Nenhum agente ou autoridade do Estado tem legitimidade para torturar (!!!) nem para praticar violência arbitrária , como agressões físicas e morais, contra qualquer suspeito, ainda que em situação de flagrância delituosa, ressalvadas as hipóteses em que se achem legalmente caracterizadas situações de legítima defesa ou de estrito cumprimento do dever legal!
Qualquer prova assim obtida, mediante tortura ou violência arbitrária, qualifica-se, negativamente, como prova revestida de ilicitude , constituindo, por efeito consequencial, prova juridicamente inidônea, inválida e totalmente ineficaz!
E a razão é uma só : a prova ilícita — por qualificar- se como elemento inidôneo de informação — é repelida pelo ordenamento constitucional, apresentando-se destituída de qualquer grau de eficácia jurídica.

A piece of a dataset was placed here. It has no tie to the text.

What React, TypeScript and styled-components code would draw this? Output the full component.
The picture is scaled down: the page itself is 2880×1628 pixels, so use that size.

Por isso mesmo, não traduz demasia reafirmar a advertência de que a Constituição proíbe o uso de provas ilícitas.
No contexto do regime constitucional brasileiro, no qual prevalece a inadmissibilidade processual das provas ilícitas, impõe-se repelir, por juridicamente ineficazes, quaisquer elementos de informação, sempre que a obtenção e/ou a produção dos dados probatórios resultarem de transgressão, pelo Poder Público, do ordenamento positivo, notadamente naquelas situações em que a ofensa atingir garantias e prerrogativas asseguradas pela Carta Política.

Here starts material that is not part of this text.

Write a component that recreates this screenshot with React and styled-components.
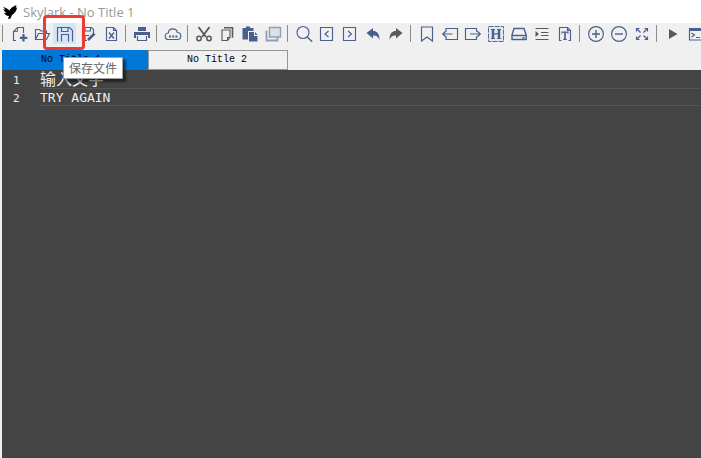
import React, { useState } from "react";
import styled, { createGlobalStyle, css } from "styled-components";

const GlobalStyle = createGlobalStyle`
  * {
    box-sizing: border-box;
  }
  html, body, #root {
    height: 100%;
    margin: 0;
  }
  body {
    overflow: hidden;
    background: #f0f0f0;
    font-family: "Noto Sans", "Noto Sans CJK SC", sans-serif;
  }
`;

const Window = styled.div`
  display: flex;
  flex-direction: column;
  height: 100%;
`;

const TitleBar = styled.header`
  display: flex;
  align-items: center;
  gap: 5px;
  flex: none;
  height: 23px;
  padding-left: 2px;
  background: #fff;
`;

const Title = styled.h1`
  margin: 0;
  color: #999;
  font-family: "Open Sans", "Noto Sans", sans-serif;
  font-size: 13px;
  font-weight: 400;
  line-height: 18px;
`;

const ToolBar = styled.div`
  display: flex;
  flex: none;
  height: 27px;
  padding-left: 2px;
  background: #f0f0f0;
`;

const ToolGroup = styled.div`
  display: flex;
  flex: none;
  padding-right: 3px;
`;

const Separator = styled.div`
  flex: none;
  width: 1px;
  height: 17px;
  margin: 2px 4px 0 0;
  background: #8c8c8c;
`;

const ToolButton = styled.button`
  position: relative;
  flex: none;
  display: flex;
  align-items: center;
  justify-content: center;
  width: 23px;
  height: 21px;
  padding: 0;
  border: 0;
  color: ${(p) => (p.$dark ? "#5a5a5a" : p.$pale ? "#8f9dbb" : "#4a5f8e")};
  background: ${(p) => (p.$hot ? "#d5e5f5" : "transparent")};
`;

const Highlight = styled.span`
  position: absolute;
  z-index: 1;
  inset: -8px -9px -6px -10px;
  border: 3px solid #ee3a35;
  border-radius: 4px;
`;

const Tip = styled.span`
  position: absolute;
  z-index: 2;
  top: 34px;
  left: 10px;
  padding: 1px 5px;
  border: 1px solid #a0a0a0;
  color: #666;
  background: #fff;
  box-shadow: 3px 3px 2px rgba(0, 0, 0, 0.5);
  font-family: "Noto Sans CJK SC", sans-serif;
  font-size: 12px;
  line-height: 18px;
  white-space: nowrap;
`;

const TabBar = styled.div`
  display: flex;
  flex: none;
  height: 20px;
  padding-left: 2px;
`;

const Tab = styled.button`
  width: 140px;
  padding: 0 2px 0 0;
  border: 1px solid #949494;
  color: #000;
  background: #f0f0f0;
  font-family: "Liberation Mono", monospace;
  font-size: 10px;
  line-height: 18px;
  ${(p) =>
    p.$active &&
    css`
      width: 146px;
      padding-right: 8px;
      border-color: #0078d7;
      background: #0078d7;
    `}
`;

const Editor = styled.main`
  flex: 1;
  margin-left: 2px;
  color: #eee;
  background: #444;
  font-family: "DejaVu Sans Mono", "Noto Sans CJK SC", monospace;
`;

const Line = styled.div`
  display: flex;
  height: 18px;
  line-height: 18px;
`;

const LineNumber = styled.span`
  flex: none;
  width: 38px;
  padding-left: 11px;
  font-size: 11px;
  line-height: 22px;
`;

const LineText = styled.div`
  flex: 1;
  border: solid ${(p) => (p.$current ? "#545454" : "transparent")};
  border-width: 1px 0;
  outline: none;
  font-size: ${(p) => (p.$wide ? 16 : 13)}px;
`;

const Svg = styled.svg`
  display: block;
  fill: none;
  stroke: currentColor;
  stroke-width: 1.15;
`;

const solid = { fill: "currentColor", stroke: "none" };

const icons = {
  create: (
    <>
      <path d="M6 15.500H3.500V6.500l4-4h6V8" />
      <path d="M7.500 2.500v4h-4" strokeWidth="0.9" />
      <path d="M13.500 9v7.500M9.800 12.800h7.500" strokeWidth="2.200" />
    </>
  ),
  open: <path d="M2.500 14V4.500h4L8 6h5.500v2.500M2.500 14.500l3-6h11l-3 6z" />,
  save: (
    <>
      <path d="M1.500 16.500v-14h12l3 3v11" />
      <path d="M5.500 2.500v4h6.500v-4M5.500 16.500v-7h7v7" />
    </>
  ),
  saveAs: (
    <>
      <path d="M8 15.500H3.500v-13h9l2 2V8M6 2.500v3.500h5.500V2.500M6 15v-4.500h4" />
      <path d="M9 15l6.500-6.500" strokeWidth="2.600" />
    </>
  ),
  close: (
    <>
      <path d="M4.500 2.500h7l3 3v10h-10zM11.500 2.500v3h3" />
      <path d="M7 7.500l5 6M12 7.500l-5 6" strokeWidth="1.400" />
    </>
  ),
  print: (
    <>
      <path d="M5 2h8v4H5z" {...solid} />
      <path d="M1 7h16v6h-2v-3H3v3H1z" {...solid} />
      <path d="M4.500 11v4.500h9V11" />
    </>
  ),
  cloud: (
    <>
      <path d="M4.500 14.500C2.500 14.500 1.200 13 1.200 11.200S2.800 8 4.300 8C4.500 5.200 6.500 3.800 8.800 3.800S13 5.300 13.300 7.500c2 0 3.500 1.500 3.500 3.500s-1.500 3.500-3.300 3.500z" />
      <path d="M5 10.500h2v2H5zM8.200 10.500h2v2h-2zM11.400 10.500h2v2h-2z" {...solid} />
    </>
  ),
  cut: (
    <>
      <path d="M3.500 2L11 12M14.500 2L7 12" strokeWidth="1.800" />
      <circle cx="4" cy="13.500" r="2.200" strokeWidth="1.500" />
      <circle cx="14" cy="13.500" r="2.200" strokeWidth="1.500" />
    </>
  ),
  copy: (
    <>
      <path d="M6 2.800h8.500v10" strokeWidth="1.600" />
      <path d="M4 5h8v7.500L9.500 15.500H4zM12 12.500H9.500v3" />
    </>
  ),
  paste: (
    <>
      <path d="M1.500 3H5V1.500h4V3h3.500v3H7v8.500H1.500z" {...solid} />
      <path d="M8 7h5v4h3.500v5.500H8z" {...solid} />
      <path d="M14 7l2.500 3H14z" {...solid} />
    </>
  ),
  copies: (
    <>
      <path d="M5.500 2.500h11v9.500h-11z" fill="#dce1e9" strokeWidth="1.400" />
      <path d="M2.500 5.500v10h11v-3" strokeWidth="1.800" />
    </>
  ),
  search: (
    <>
      <circle cx="8" cy="7.500" r="6" />
      <path d="M12.200 12l5 4.800" strokeWidth="1.400" />
    </>
  ),
  previous: <path d="M2.500 2.500h12v13h-12zM10.500 6L7 9l3.500 3" />,
  next: <path d="M2.500 2.500h12v13h-12zM7 6l3.500 3L7 12" />,
  undo: <path d="M2.500 8L9 3v3c4 0 6.500 2.500 6.500 9-1.500-3.500-3-4.500-6.500-4.500v3z" {...solid} />,
  redo: <path d="M15.500 8L9 3v3C5 6 2.500 8.500 2.500 15c1.500-3.500 3-4.500 6.500-4.500v3z" {...solid} />,
  bookmark: <path d="M3.500 2h11v14L9 12l-5.500 4z" />,
  back: (
    <>
      <path d="M5 6.500v-3h11.500v11H5v-3" />
      <path d="M11.500 9H1.500M5 6L1.700 9 5 12" />
    </>
  ),
  forward: (
    <>
      <path d="M12.500 6.500v-3H1.500v11h11v-3" />
      <path d="M6 9h10.500M13 6l3.300 3-3.300 3" />
    </>
  ),
  heading: (
    <>
      <path d="M1.500 1.500h15v15h-15z" fill="#e4e8ee" strokeWidth="0.900" strokeDasharray="5 1" />
      <path d="M4 4h4v1H7.200v3.300h3.600V5H10V4h4v1h-.8v8h.8v1h-4v-1h.8V9.500H7.200V13H8v1H4v-1h.8V5H4z" {...solid} />
    </>
  ),
  drive: <path d="M4 3.500h10l2.200 6.500v4.500H2V10zM2 10.500h14M12.500 12.800h2" strokeWidth="1.400" />,
  indent: (
    <>
      <path d="M2.500 3.500h13M8 7.500h7.500M8 10.500h7.500M2.500 14.500h13" />
      <path d="M2.500 6L6 9l-3.500 3z" {...solid} />
    </>
  ),
  text: (
    <>
      <path d="M5.500 15.500H3.500v-13h8l3 3v10h-2M11.500 2.500v3h3" />
      <path d="M5.500 6.500h7v2.200h-1V7.700h-1.700v6.100h1V15H7.200v-1.200h1V7.700H6.500v1h-1z" {...solid} />
    </>
  ),
  zoomIn: (
    <>
      <circle cx="9" cy="9" r="7.400" />
      <path d="M9 5v8M5 9h8" strokeWidth="1.400" />
    </>
  ),
  zoomOut: (
    <>
      <circle cx="9" cy="9" r="7.400" />
      <path d="M5 9h8" strokeWidth="1.400" />
    </>
  ),
  fullScreen: (
    <>
      <path d="M3.500 6.500v-3h3M11.500 3.500h3v3M3.500 11.500v3h3M14.500 11.500v3h-3" />
      <path d="M3.500 3.500l4 4M14.500 3.500l-4 4M3.500 14.500l4-4M14.500 14.500l-4-4" />
    </>
  ),
  run: <path d="M5 4l8.500 5L5 14z" {...solid} />,
  terminal: (
    <>
      <path d="M2.500 3.500h15v11.500h-15z" />
      <path d="M2 3h15v3H2z" {...solid} />
      <path d="M4.500 8l3 2-3 2M9 12.500h4" />
    </>
  ),
};

const groups = [
  [
    ["create", "新建文件"],
    ["open", "打开文件"],
    ["save", "保存文件"],
    ["saveAs", "另存为"],
    ["close", "关闭文件"],
  ],
  [["print", "打印"]],
  [["cloud", "远程文件"]],
  [
    ["cut", "剪切", "dark"],
    ["copy", "复制", "dark"],
    ["paste", "粘贴"],
    ["copies", "全部复制", "pale"],
  ],
  [
    ["search", "查找"],
    ["previous", "查找上一个"],
    ["next", "查找下一个"],
    ["undo", "撤销"],
    ["redo", "重做", "dark"],
  ],
  [
    ["bookmark", "书签"],
    ["back", "上一个书签"],
    ["forward", "下一个书签"],
    ["heading", "十六进制"],
    ["drive", "磁盘"],
    ["indent", "缩进", "dark"],
    ["text", "文本"],
  ],
  [
    ["zoomIn", "放大"],
    ["zoomOut", "缩小"],
    ["fullScreen", "全屏"],
  ],
  [
    ["run", "运行", "dark"],
    ["terminal", "终端"],
  ],
];

const lines = ["输入文字", "TRY AGAIN"];
const tabs = ["No Title 1", "No Title 2"];

function Logo() {
  return (
    <svg width="16" height="16" viewBox="0 0 16 16" aria-hidden="true">
      <path
        d="M1 2.500C3.500 4 5.500 4.500 7.500 6.500 8.500 4.500 10 3 14.500 1L13.800 4l1.500-.8-1.500 4-1.800 2.300-2 1.500-1.500 3.500-2.500.5 1-3C4 12 3 10.500 2 9l2.500.3C3 8 2 7 1.200 5l2.300.8z"
        fill="#000"
      />
    </svg>
  );
}

function Tool({ name, label, tone, hot }) {
  return (
    <ToolButton
      aria-label={label}
      $dark={tone === "dark"}
      $pale={tone === "pale"}
      $hot={hot}
    >
      <Svg width="18" height="18" viewBox="0 0 18 18" aria-hidden="true">
        {icons[name]}
      </Svg>
      {hot && <Highlight />}
      {hot && <Tip role="tooltip">{label}</Tip>}
    </ToolButton>
  );
}

function App() {
  const [active, setActive] = useState(0);

  return (
    <Window>
      <GlobalStyle />
      <TitleBar>
        <Logo />
        <Title>Skylark - {tabs[active]}</Title>
      </TitleBar>
      <ToolBar role="toolbar">
        {groups.map((group, i) => (
          <ToolGroup key={i}>
            <Separator />
            {group.map(([name, label, tone]) => (
              <Tool
                key={name}
                name={name}
                label={label}
                tone={tone}
                hot={name === "save"}
              />
            ))}
          </ToolGroup>
        ))}
      </ToolBar>
      <TabBar role="tablist">
        {tabs.map((tab, i) => (
          <Tab
            key={tab}
            role="tab"
            aria-selected={i === active}
            $active={i === active}
            onClick={() => setActive(i)}
          >
            {tab}
          </Tab>
        ))}
      </TabBar>
      <Editor>
        {lines.map((line, i) => (
          <Line key={line}>
            <LineNumber>{i + 1}</LineNumber>
            <LineText
              role="textbox"
              aria-label={`Line ${i + 1}`}
              contentEditable
              suppressContentEditableWarning
              $wide={i === 0}
              $current={i === 1}
            >
              {line}
            </LineText>
          </Line>
        ))}
      </Editor>
    </Window>
  );
}

export default App;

Importante assinalar, ainda, que, no caso de Itapevi (SP), os atos de tortura e de agressão física perpetrados pelos policiais militares que efetuaram a prisão em flagrante do suspeito ofenderam e desrespeitaram, de modo chocante, a garantia de incolumidade física e moral que a Constituição da República garante a quem estiver sob a custódia do Estado, como resulta claro da cláusula inscrita em seu artigo 5º, inciso XLIX : “é assegurado aos presos o respeito à integridade física e moral”.

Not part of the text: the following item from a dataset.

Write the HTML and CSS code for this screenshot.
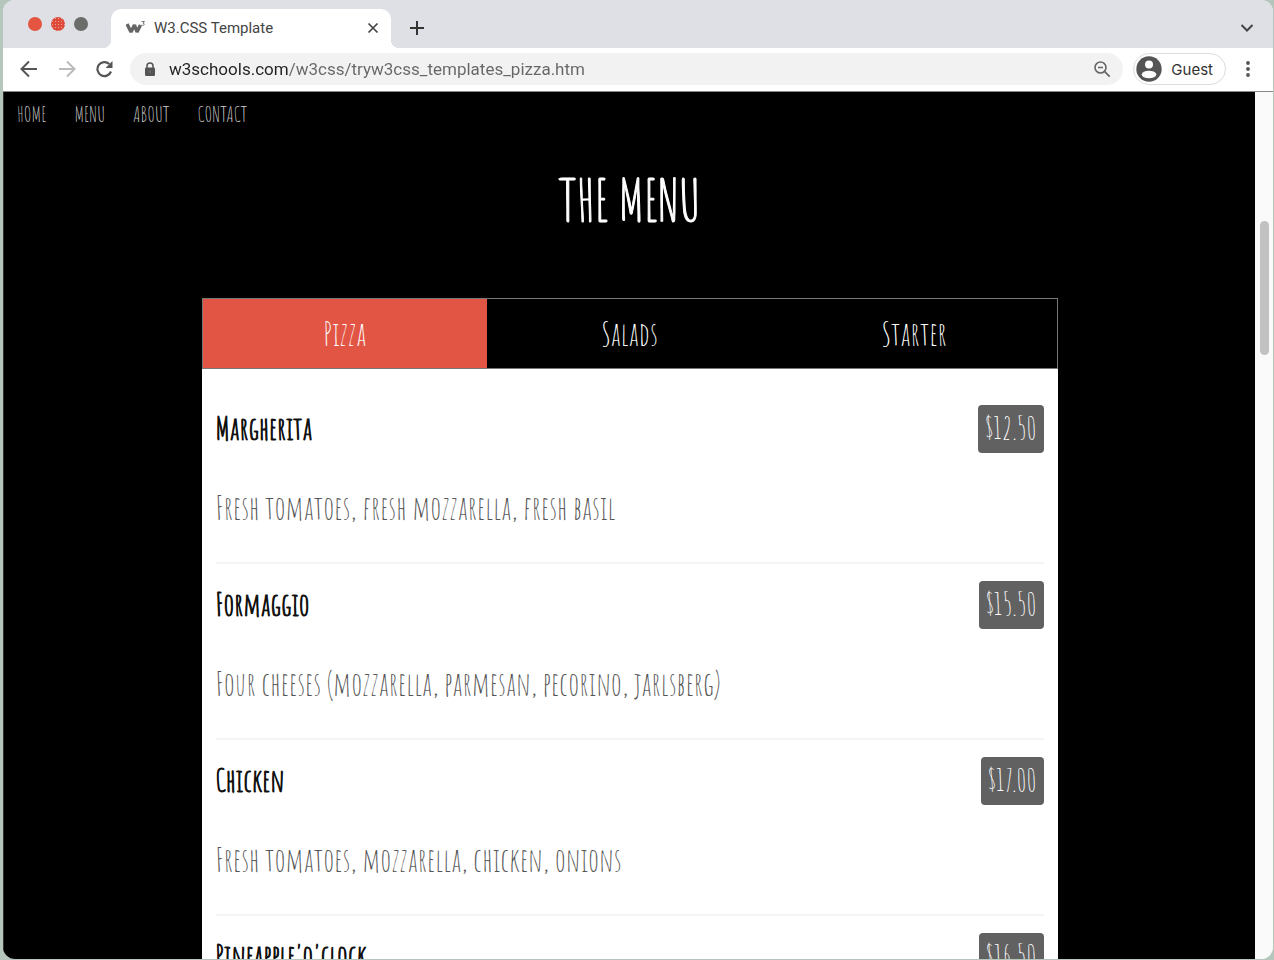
FILE: index.html
```html
<!DOCTYPE html>
<html lang="en">
<head>
<meta charset="utf-8">
<meta name="viewport" content="width=device-width, initial-scale=1">
<title>W3.CSS Template</title>
<link rel="stylesheet" href="styles.css">
</head>
<body>
<div class="window">
  <header class="tab-strip">
    <div class="lights">
      <button class="light" aria-label="Close window"></button>
      <button class="light light-dotted" aria-label="Minimize window"></button>
      <button class="light light-gray" aria-label="Zoom window"></button>
    </div>
    <div class="browser-tab">
      <svg class="favicon" viewBox="0 0 20 16" aria-hidden="true">
        <path d="M1 4 L5 12 L8.500 5 L11 12 L14.500 5" fill="none" stroke="#666" stroke-width="3.400" stroke-linejoin="bevel"/>
        <path d="M15.500 1.500 h3 l-1.500 1.700 c2.200 0 1.800 2.800 -1.500 1.900" fill="none" stroke="#777" stroke-width="1"/>
      </svg>
      <span class="tab-title">W3.CSS Template</span>
      <button class="icon-button close-tab" aria-label="Close tab">
        <svg width="12" height="12" viewBox="0 0 12 12"><path d="M1.500 1.500l9 9M10.500 1.500l-9 9" stroke="#444" stroke-width="1.700" fill="none"/></svg>
      </button>
    </div>
    <button class="icon-button new-tab" aria-label="New tab">
      <svg width="16" height="16" viewBox="0 0 16 16"><path d="M8 1v14M1 8h14" stroke="#333" stroke-width="2" fill="none"/></svg>
    </button>
    <button class="icon-button tab-search" aria-label="Search tabs">
      <svg width="14" height="10" viewBox="0 0 14 10"><path d="M1.500 2l5.500 5.500L12.500 2" stroke="#444" stroke-width="2" fill="none"/></svg>
    </button>
  </header>

  <div class="toolbar">
    <button class="icon-button" aria-label="Back">
      <svg width="18" height="18" viewBox="0 0 18 18"><path d="M17 9H2M9 1.500L1.500 9L9 16.500" stroke="#555" stroke-width="2" fill="none"/></svg>
    </button>
    <button class="icon-button" aria-label="Forward">
      <svg width="18" height="18" viewBox="0 0 18 18"><path d="M1 9h15M9 1.500L16.500 9L9 16.500" stroke="#bbb" stroke-width="2" fill="none"/></svg>
    </button>
    <button class="icon-button" aria-label="Reload">
      <svg width="18" height="18" viewBox="0 0 18 18"><path d="M15 11.500A7 7 0 1 1 13.300 4" stroke="#555" stroke-width="2.200" fill="none"/><path d="M16.500 1v7h-7z" fill="#555"/></svg>
    </button>
    <div class="address">
      <svg width="12" height="15" viewBox="0 0 12 15" aria-hidden="true"><rect x="1" y="5.500" width="10" height="8.500" rx="1.200" fill="#555"/><path d="M3 6V4a3 3 0 0 1 6 0v2" stroke="#555" stroke-width="1.500" fill="none"/><circle cx="6" cy="9.700" r="1" fill="#777"/></svg>
      <input class="url" type="text" aria-label="Address" value="w3schools.com/w3css/tryw3css_templates_pizza.htm">
      <button class="icon-button" aria-label="Page zoom">
        <svg width="18" height="18" viewBox="0 0 18 18"><circle cx="7.500" cy="7.500" r="5.500" stroke="#666" stroke-width="1.600" fill="none"/><path d="M5 7.500h5M11.700 11.700l5 5" stroke="#666" stroke-width="1.700" fill="none"/></svg>
      </button>
    </div>
    <button class="profile">
      <svg width="26" height="26" viewBox="0 0 26 26" aria-hidden="true"><circle cx="13" cy="13" r="12.700" fill="#555"/><circle cx="13" cy="8.500" r="4" fill="#fff"/><ellipse cx="13" cy="18.500" rx="7.300" ry="3.800" fill="#fff"/></svg>
      <span>Guest</span>
    </button>
    <button class="icon-button more" aria-label="More options">
      <svg width="6" height="18" viewBox="0 0 6 18"><circle cx="3" cy="3" r="1.900" fill="#555"/><circle cx="3" cy="9" r="1.900" fill="#555"/><circle cx="3" cy="15" r="1.900" fill="#555"/></svg>
    </button>
  </div>

  <div class="viewport">
    <main class="page">
      <nav class="site-nav">
        <a href="#home">HOME</a>
        <a href="#menu">MENU</a>
        <a href="#about">ABOUT</a>
        <a href="#contact">CONTACT</a>
      </nav>
      <section class="menu" id="menu">
        <h1 class="menu-heading">THE MENU</h1>
        <div class="menu-tabs" role="tablist">
          <button class="menu-tab menu-tab-active" role="tab" aria-selected="true">Pizza</button>
          <button class="menu-tab" role="tab" aria-selected="false">Salads</button>
          <button class="menu-tab" role="tab" aria-selected="false">Starter</button>
        </div>
        <div class="dishes" role="tabpanel">
          <article class="dish">
            <div class="dish-top"><h2 class="dish-name">Margherita</h2><span class="price">$12.50</span></div>
            <p class="dish-text">Fresh tomatoes, fresh mozzarella, fresh basil</p>
          </article>
          <article class="dish">
            <div class="dish-top"><h2 class="dish-name">Formaggio</h2><span class="price">$15.50</span></div>
            <p class="dish-text">Four cheeses (mozzarella, parmesan, pecorino, jarlsberg)</p>
          </article>
          <article class="dish">
            <div class="dish-top"><h2 class="dish-name">Chicken</h2><span class="price">$17.00</span></div>
            <p class="dish-text">Fresh tomatoes, mozzarella, chicken, onions</p>
          </article>
          <article class="dish">
            <div class="dish-top"><h2 class="dish-name">Pineapple'o'clock</h2><span class="price">$16.50</span></div>
          </article>
        </div>
      </section>
    </main>
    <div class="scrollbar"><div class="thumb"></div></div>
  </div>
</div>
</body>
</html>
```
FILE: styles.css
```css
* { box-sizing: border-box; }

body {
  margin: 0;
  height: 100vh;
  padding: 0 1px 1px 3px;
  overflow: hidden;
  background: #b5c7bd;
  font-family: Inter, Roboto, sans-serif;
}

button {
  margin: 0;
  padding: 0;
  border: 0;
  background: none;
  font: inherit;
  color: inherit;
}

svg { display: block; }

.window {
  display: flex;
  flex-direction: column;
  height: 100%;
  overflow: hidden;
  border-radius: 12px;
  background: #fff;
}

.tab-strip {
  display: flex;
  flex: none;
  align-items: center;
  height: 48px;
  padding-right: 19px;
  background: #dfe0e6;
}

.lights {
  display: flex;
  gap: 9px;
  align-self: flex-start;
  margin-top: 17px;
  padding: 0 23px 0 25px;
}

.light {
  width: 14px;
  height: 14px;
  border-radius: 50%;
  background: #e35441;
}

.light-dotted {
  background: radial-gradient(circle, #eea097 1px, transparent 1px) 0 0 / 3px 3px #de4b3b;
}

.light-gray { background: #6a6d6a; }

.browser-tab {
  position: relative;
  display: flex;
  align-items: center;
  align-self: flex-end;
  width: 280px;
  height: 39px;
  padding: 0 12px 2px 15px;
  border-radius: 10px 10px 0 0;
  background: #fff;
}

.browser-tab::before,
.browser-tab::after {
  content: "";
  position: absolute;
  bottom: 0;
  width: 8px;
  height: 8px;
}

.browser-tab::before {
  right: 100%;
  background: radial-gradient(circle at 0 0, transparent 8px, #fff 8px);
}

.browser-tab::after {
  left: 100%;
  background: radial-gradient(circle at 100% 0, transparent 8px, #fff 8px);
}

.favicon { width: 20px; height: 16px; }

.tab-title {
  flex: 1;
  padding-left: 8px;
  font-size: 15px;
  font-family: Roboto, Inter, sans-serif;
  color: #444;
}

.new-tab { margin: 8px 0 0 18px; }
.tab-search { margin: 8px 0 0 auto; }

.icon-button {
  display: grid;
  place-items: center;
  flex: none;
}

.toolbar {
  display: flex;
  flex: none;
  align-items: center;
  gap: 20px;
  height: 44px;
  padding: 0 22px 1px 17px;
  border-bottom: 1px solid #888;
  background: #fff;
}

.address {
  display: flex;
  flex: 1;
  align-items: center;
  height: 32px;
  margin-right: -10px;
  margin-left: -4px;
  padding: 0 12px 0 14px;
  border-radius: 16px;
  background: #f2f2f2;
}

.url {
  flex: 1;
  min-width: 0;
  height: 24px;
  margin: 0 12px 0 13px;
  padding: 0;
  border: 0;
  outline: 0;
  background: linear-gradient(90deg, #222 119px, #666 119px);
  background-clip: text;
  color: transparent;
  font: 17px/24px Roboto, Inter, sans-serif;
}

.profile {
  display: flex;
  align-items: center;
  gap: 9px;
  height: 32px;
  margin-right: -1px;
  padding: 0 12px 0 2px;
  border: 1px solid #ddd;
  border-radius: 16px;
  font-size: 15px;
  color: #333;
}

.viewport {
  display: flex;
  flex: 1;
  min-height: 0;
}

.page {
  flex: 1;
  overflow: hidden;
  border-left: 1px solid #333;
  background: #000;
  font-family: "Amatic SC", "DejaVu Sans Condensed", sans-serif;
}

.site-nav {
  display: flex;
  gap: 28px;
  padding: 10px 13px;
  font-size: 21px;
  line-height: 24px;
}

.site-nav a {
  color: #ccc;
  text-decoration: none;
}

.menu {
  max-width: 856px;
  margin: 0 auto;
}

.menu-heading {
  margin: 29px 0 63px;
  font-size: 56px;
  font-weight: 400;
  line-height: 70px;
  text-align: center;
  color: #fff;
  -webkit-text-stroke: 1px #fff;
}

.menu-tabs {
  display: grid;
  grid-template-columns: repeat(3, 1fr);
  border: 1px solid #777;
}

.menu-tab {
  height: 69px;
  font-size: 32px;
  color: #fff;
}

.menu-tab-active { background: #e25544; }

.dishes {
  padding: 36px 14px 0;
  background: #fff;
}

.dish {
  margin-bottom: 17px;
  padding-bottom: 30px;
  border-bottom: 2px solid #f4f4f4;
}

.dish-top {
  display: flex;
  align-items: center;
  justify-content: space-between;
  height: 48px;
}

.dish-name {
  margin: 0;
  font-size: 31px;
  font-weight: 400;
  line-height: 48px;
  color: #111;
  -webkit-text-stroke: 1px #111;
}

.price {
  padding: 0 7px;
  border-radius: 4px;
  background: #616161;
  font-size: 31px;
  line-height: 48px;
  color: #fff;
}

.dish-text {
  margin: 31px 0 0;
  font-size: 32px;
  line-height: 48px;
  color: #555;
}

.scrollbar {
  width: 18px;
  padding: 129px 4px 0 5px;
  background: #fafafa;
}

.thumb {
  height: 134px;
  border-radius: 5px;
  background: #c1c1c1;
}
```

Torna-se igualmente necessário relembrar os integrantes da Polícia Militar paulista que, se agirem em desvio de conduta, “chicoteando” qualquer suspeito (ou praticando , contra ele, atos de violência física ou de constrangimento moral) , incidirão em prática criminosa, como o delito de tortura (Lei federal nº 9.455/1997), além de tornarem juridicamente imprestável, por ilicitude, qualquer prova obtida mediante utilização desse meio truculento, covarde e arbitrário!
Em suma : os graves eventos acima relatados, a que se associam outros fatos notórios que tanta indignação têm provocado no âmbito da comunidade paulista (e também brasileira), permitem asseverar, em conclusão , o que se segue:
(1) A truculência de (maus) integrantes da PM paulista e o descontrole operacional de seus agentes, motivados pela política de segurança pública adotada e implementada pelo atual governo paulista, não podem permanecer impunes, porque representam completa, absurda e criminosa subversão dos fins que devem reger a atividade policial em uma sociedade civilizada ; e
(2) O Ministério Público paulista tem enorme desafio à frente para, mediante firme e enérgica atuação, exercer o seu poder de controle externo da atividade policial (CF, artigo 129, inciso VII ) , em ordem a proteger a sociedade de tão inaceitáveis abusos perpetrados, criminosamente, por (maus) integrantes de uma corporação respeitável e essencial à segurança pública de nosso Estado.